RAW DATA
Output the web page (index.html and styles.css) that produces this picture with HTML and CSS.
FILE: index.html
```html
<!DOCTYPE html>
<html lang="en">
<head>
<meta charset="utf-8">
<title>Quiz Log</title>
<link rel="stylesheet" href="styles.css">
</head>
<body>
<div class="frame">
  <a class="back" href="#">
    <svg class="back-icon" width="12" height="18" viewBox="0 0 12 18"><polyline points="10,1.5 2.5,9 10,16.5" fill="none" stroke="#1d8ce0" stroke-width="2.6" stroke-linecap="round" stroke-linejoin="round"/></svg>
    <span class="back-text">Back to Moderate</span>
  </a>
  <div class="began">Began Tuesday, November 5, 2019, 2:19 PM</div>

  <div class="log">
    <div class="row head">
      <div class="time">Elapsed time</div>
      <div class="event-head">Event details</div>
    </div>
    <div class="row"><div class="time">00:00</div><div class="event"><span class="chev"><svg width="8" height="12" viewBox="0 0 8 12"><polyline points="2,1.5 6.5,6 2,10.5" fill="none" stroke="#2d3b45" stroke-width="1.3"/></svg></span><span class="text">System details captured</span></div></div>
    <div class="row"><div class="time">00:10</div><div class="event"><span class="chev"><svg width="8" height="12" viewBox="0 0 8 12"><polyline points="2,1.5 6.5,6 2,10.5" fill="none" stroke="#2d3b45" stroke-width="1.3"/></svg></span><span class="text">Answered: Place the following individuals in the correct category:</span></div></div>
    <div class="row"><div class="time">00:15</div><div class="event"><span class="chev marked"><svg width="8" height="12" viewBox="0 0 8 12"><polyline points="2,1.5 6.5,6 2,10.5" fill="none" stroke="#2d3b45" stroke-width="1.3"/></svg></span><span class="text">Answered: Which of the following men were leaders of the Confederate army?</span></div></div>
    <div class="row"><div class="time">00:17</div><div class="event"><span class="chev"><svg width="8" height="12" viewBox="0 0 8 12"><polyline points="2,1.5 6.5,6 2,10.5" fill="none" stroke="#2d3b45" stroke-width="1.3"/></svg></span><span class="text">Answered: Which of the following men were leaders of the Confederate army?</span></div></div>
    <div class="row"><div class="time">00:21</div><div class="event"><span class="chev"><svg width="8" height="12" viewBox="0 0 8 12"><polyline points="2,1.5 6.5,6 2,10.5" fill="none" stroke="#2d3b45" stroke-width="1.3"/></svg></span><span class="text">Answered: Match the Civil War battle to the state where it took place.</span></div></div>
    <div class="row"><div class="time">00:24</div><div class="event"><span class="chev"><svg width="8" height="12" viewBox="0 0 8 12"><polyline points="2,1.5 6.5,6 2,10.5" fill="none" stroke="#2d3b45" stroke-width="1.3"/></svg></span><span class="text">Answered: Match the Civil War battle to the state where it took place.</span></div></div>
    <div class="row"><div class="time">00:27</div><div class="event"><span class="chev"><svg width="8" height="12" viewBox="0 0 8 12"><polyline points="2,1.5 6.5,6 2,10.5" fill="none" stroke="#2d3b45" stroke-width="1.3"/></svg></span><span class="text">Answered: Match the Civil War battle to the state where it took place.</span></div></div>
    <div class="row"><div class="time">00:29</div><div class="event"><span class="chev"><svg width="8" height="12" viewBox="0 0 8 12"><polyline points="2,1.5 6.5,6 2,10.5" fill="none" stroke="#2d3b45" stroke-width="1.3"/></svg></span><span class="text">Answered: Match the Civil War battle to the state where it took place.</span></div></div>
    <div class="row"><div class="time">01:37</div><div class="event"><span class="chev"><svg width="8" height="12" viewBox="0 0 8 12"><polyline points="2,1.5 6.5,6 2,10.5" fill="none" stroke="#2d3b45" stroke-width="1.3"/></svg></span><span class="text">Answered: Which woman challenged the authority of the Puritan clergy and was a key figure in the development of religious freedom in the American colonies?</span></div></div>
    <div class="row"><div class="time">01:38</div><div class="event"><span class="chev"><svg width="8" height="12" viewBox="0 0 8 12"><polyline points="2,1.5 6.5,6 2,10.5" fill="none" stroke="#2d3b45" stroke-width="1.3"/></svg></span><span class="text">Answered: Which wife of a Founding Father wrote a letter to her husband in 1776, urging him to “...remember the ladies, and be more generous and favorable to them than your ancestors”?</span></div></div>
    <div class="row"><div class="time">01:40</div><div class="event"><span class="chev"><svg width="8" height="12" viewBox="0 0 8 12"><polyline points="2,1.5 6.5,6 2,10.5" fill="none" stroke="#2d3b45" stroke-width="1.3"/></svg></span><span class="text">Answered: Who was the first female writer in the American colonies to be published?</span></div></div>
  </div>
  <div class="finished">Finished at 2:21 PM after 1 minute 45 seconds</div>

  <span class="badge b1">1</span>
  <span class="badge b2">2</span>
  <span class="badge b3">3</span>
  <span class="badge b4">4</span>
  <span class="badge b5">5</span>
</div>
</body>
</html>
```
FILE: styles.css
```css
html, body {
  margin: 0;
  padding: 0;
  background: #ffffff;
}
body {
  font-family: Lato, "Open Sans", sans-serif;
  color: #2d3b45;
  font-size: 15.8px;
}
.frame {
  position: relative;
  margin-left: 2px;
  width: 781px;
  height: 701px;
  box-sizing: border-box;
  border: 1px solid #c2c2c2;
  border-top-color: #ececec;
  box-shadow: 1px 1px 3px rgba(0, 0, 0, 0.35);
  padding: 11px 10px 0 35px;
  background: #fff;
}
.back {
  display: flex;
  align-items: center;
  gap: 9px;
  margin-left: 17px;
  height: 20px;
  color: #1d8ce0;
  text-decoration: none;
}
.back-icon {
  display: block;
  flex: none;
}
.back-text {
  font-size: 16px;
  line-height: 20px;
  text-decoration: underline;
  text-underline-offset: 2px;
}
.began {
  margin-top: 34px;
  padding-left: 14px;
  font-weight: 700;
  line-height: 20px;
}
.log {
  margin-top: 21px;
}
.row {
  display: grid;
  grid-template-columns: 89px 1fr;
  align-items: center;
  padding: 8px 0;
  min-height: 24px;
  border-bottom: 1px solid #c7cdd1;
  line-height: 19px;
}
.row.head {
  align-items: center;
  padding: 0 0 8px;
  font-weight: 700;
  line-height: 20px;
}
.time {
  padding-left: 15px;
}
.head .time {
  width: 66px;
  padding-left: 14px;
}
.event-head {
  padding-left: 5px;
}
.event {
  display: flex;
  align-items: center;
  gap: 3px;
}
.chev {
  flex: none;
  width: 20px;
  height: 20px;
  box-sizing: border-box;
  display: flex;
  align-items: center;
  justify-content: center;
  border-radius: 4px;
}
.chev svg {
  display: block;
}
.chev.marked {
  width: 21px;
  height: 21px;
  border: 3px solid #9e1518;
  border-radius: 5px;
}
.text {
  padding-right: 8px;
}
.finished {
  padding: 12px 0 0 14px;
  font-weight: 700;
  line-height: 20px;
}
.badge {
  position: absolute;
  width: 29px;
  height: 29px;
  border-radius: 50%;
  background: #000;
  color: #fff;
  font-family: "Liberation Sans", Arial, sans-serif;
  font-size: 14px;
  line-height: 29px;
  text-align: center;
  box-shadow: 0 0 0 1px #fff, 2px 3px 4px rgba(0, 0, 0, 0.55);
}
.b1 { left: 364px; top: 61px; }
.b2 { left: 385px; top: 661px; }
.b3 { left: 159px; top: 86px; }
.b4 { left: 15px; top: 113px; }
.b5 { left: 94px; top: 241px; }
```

...

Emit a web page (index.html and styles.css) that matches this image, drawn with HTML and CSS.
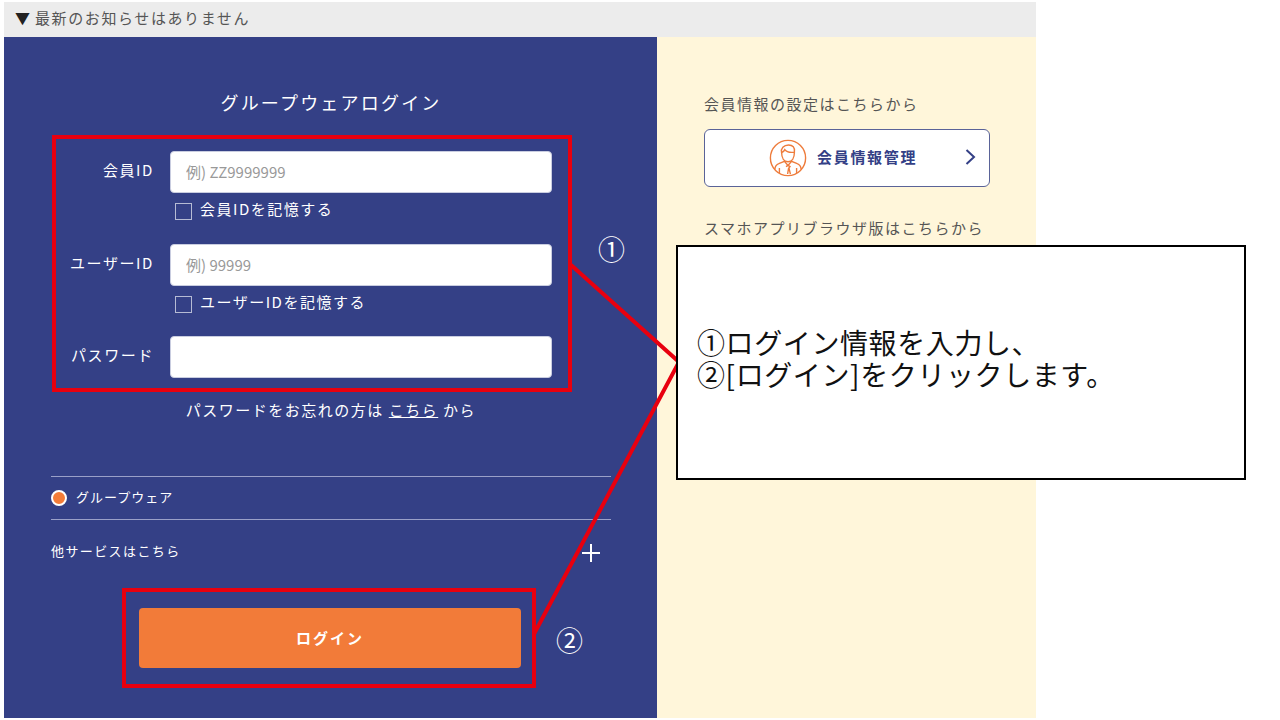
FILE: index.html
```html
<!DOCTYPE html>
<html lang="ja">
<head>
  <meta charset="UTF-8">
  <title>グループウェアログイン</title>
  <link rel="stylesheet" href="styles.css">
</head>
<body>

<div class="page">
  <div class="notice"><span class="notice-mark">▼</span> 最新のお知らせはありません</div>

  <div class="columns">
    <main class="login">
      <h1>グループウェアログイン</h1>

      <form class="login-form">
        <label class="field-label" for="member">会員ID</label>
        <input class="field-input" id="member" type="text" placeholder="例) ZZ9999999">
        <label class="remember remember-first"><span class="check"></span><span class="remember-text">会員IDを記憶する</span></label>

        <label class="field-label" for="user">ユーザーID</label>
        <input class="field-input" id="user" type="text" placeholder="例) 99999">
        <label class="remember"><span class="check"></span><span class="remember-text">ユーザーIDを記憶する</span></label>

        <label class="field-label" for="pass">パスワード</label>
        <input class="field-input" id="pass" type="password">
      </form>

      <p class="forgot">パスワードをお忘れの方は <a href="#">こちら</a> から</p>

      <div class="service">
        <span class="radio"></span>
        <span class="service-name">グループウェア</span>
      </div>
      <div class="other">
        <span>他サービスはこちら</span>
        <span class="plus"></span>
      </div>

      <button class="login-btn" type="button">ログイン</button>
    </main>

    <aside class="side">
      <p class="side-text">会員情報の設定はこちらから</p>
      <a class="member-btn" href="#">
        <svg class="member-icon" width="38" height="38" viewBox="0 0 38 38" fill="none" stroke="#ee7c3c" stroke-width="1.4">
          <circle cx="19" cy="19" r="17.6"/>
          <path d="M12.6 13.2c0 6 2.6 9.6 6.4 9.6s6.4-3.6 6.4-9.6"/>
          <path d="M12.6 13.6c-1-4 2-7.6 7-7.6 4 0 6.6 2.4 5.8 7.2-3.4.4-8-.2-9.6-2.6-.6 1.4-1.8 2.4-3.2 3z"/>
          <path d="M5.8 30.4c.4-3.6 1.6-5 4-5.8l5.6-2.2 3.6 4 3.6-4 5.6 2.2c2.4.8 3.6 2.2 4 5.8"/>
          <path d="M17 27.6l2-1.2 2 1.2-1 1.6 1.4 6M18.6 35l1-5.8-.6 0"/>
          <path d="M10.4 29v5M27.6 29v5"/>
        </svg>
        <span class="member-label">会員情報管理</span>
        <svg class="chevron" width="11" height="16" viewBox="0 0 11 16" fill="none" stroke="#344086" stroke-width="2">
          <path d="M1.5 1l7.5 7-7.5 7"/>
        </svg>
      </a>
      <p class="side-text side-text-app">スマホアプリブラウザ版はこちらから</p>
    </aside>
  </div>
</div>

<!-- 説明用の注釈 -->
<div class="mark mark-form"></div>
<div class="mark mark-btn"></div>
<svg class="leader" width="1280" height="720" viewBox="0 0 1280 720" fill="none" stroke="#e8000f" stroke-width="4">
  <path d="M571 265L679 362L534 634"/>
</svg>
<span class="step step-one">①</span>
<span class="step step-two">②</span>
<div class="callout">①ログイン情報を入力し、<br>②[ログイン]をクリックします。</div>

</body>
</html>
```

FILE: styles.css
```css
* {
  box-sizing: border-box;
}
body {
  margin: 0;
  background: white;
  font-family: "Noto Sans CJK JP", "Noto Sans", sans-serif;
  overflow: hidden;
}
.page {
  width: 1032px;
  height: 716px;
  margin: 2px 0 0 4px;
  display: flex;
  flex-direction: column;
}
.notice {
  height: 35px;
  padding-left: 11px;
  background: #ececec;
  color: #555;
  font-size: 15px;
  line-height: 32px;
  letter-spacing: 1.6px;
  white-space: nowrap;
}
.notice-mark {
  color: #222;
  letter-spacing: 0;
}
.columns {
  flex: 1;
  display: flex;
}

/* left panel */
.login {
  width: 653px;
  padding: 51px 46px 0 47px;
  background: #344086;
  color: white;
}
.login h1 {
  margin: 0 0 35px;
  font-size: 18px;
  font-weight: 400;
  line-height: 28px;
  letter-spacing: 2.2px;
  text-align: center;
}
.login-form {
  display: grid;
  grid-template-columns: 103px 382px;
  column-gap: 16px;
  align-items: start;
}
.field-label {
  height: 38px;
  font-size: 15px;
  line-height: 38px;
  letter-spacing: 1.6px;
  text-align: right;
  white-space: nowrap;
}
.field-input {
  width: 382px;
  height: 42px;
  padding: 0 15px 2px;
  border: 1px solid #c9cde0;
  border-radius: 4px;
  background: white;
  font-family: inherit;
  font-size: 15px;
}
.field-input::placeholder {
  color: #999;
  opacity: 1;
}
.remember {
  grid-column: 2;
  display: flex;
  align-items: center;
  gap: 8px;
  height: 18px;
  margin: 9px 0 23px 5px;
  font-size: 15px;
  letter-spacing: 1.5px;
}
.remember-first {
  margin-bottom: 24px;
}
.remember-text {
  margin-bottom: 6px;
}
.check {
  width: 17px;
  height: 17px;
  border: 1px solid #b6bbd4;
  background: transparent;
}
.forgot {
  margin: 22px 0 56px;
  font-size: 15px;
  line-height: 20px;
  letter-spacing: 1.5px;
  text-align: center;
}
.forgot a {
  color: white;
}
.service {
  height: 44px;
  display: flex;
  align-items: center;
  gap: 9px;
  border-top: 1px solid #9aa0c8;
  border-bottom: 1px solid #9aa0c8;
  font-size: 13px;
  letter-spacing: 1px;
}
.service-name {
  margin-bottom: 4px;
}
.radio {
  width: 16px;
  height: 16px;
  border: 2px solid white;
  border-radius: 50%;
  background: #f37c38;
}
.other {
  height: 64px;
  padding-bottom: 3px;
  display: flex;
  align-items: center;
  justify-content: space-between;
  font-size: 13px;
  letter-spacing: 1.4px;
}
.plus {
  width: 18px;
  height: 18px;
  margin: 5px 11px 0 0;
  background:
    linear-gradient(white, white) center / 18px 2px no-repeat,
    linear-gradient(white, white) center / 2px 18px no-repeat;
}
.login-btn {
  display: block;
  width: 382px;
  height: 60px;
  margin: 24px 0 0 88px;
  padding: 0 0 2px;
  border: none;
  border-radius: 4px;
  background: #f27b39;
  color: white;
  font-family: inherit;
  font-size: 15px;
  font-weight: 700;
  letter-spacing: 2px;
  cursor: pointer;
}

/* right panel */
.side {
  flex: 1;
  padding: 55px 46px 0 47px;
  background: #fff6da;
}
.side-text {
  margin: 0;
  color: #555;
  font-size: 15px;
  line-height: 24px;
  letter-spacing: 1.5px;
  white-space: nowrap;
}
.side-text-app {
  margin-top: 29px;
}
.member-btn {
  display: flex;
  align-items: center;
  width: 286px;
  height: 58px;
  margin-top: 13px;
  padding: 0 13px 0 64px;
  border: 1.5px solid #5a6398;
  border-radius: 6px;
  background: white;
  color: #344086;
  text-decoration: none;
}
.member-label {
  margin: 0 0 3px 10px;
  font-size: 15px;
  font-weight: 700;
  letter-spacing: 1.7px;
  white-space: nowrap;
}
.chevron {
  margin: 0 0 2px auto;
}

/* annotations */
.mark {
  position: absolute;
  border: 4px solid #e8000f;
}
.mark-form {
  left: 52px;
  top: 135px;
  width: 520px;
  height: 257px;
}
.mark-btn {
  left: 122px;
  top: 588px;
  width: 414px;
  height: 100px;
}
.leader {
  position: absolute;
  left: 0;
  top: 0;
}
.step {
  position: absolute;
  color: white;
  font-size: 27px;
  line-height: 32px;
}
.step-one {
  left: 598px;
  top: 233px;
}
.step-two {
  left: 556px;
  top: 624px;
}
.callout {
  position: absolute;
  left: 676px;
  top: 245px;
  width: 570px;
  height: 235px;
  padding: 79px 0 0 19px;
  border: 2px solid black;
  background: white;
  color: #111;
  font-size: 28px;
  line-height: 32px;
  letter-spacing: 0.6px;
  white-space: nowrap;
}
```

==

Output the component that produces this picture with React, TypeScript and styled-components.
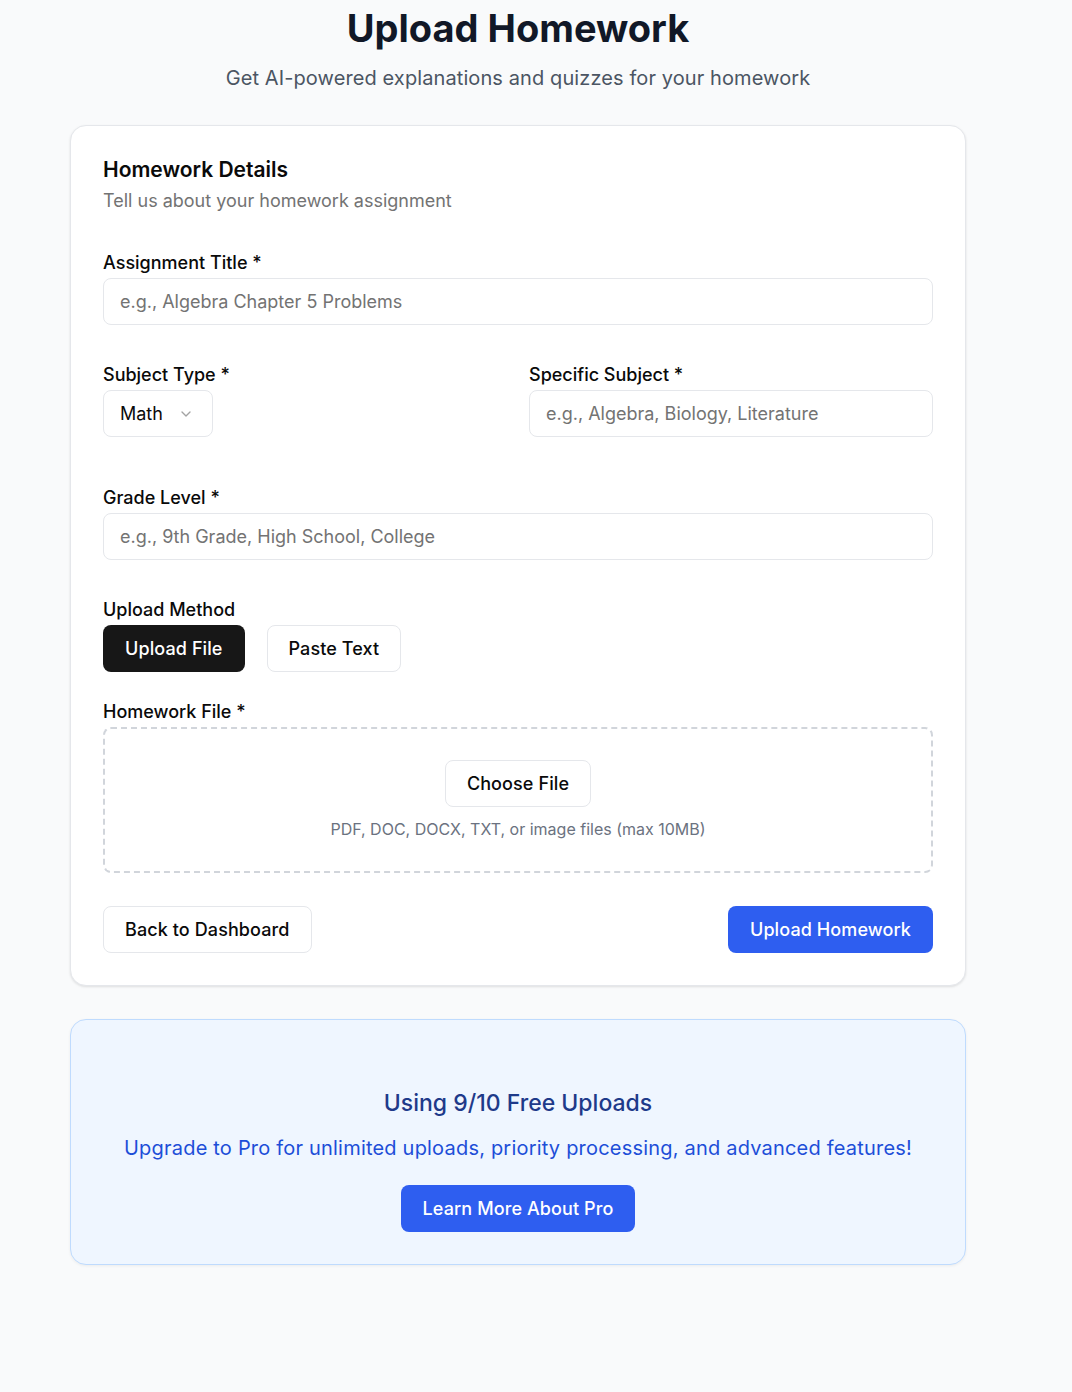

THE PROBLEM
Show every line from the listing above in which the string "produces" appears.

EXERCISE RESULT
Output the web page (index.html and styles.css) that produces this picture with HTML and CSS.
Output the component that produces this picture with React, TypeScript and styled-components.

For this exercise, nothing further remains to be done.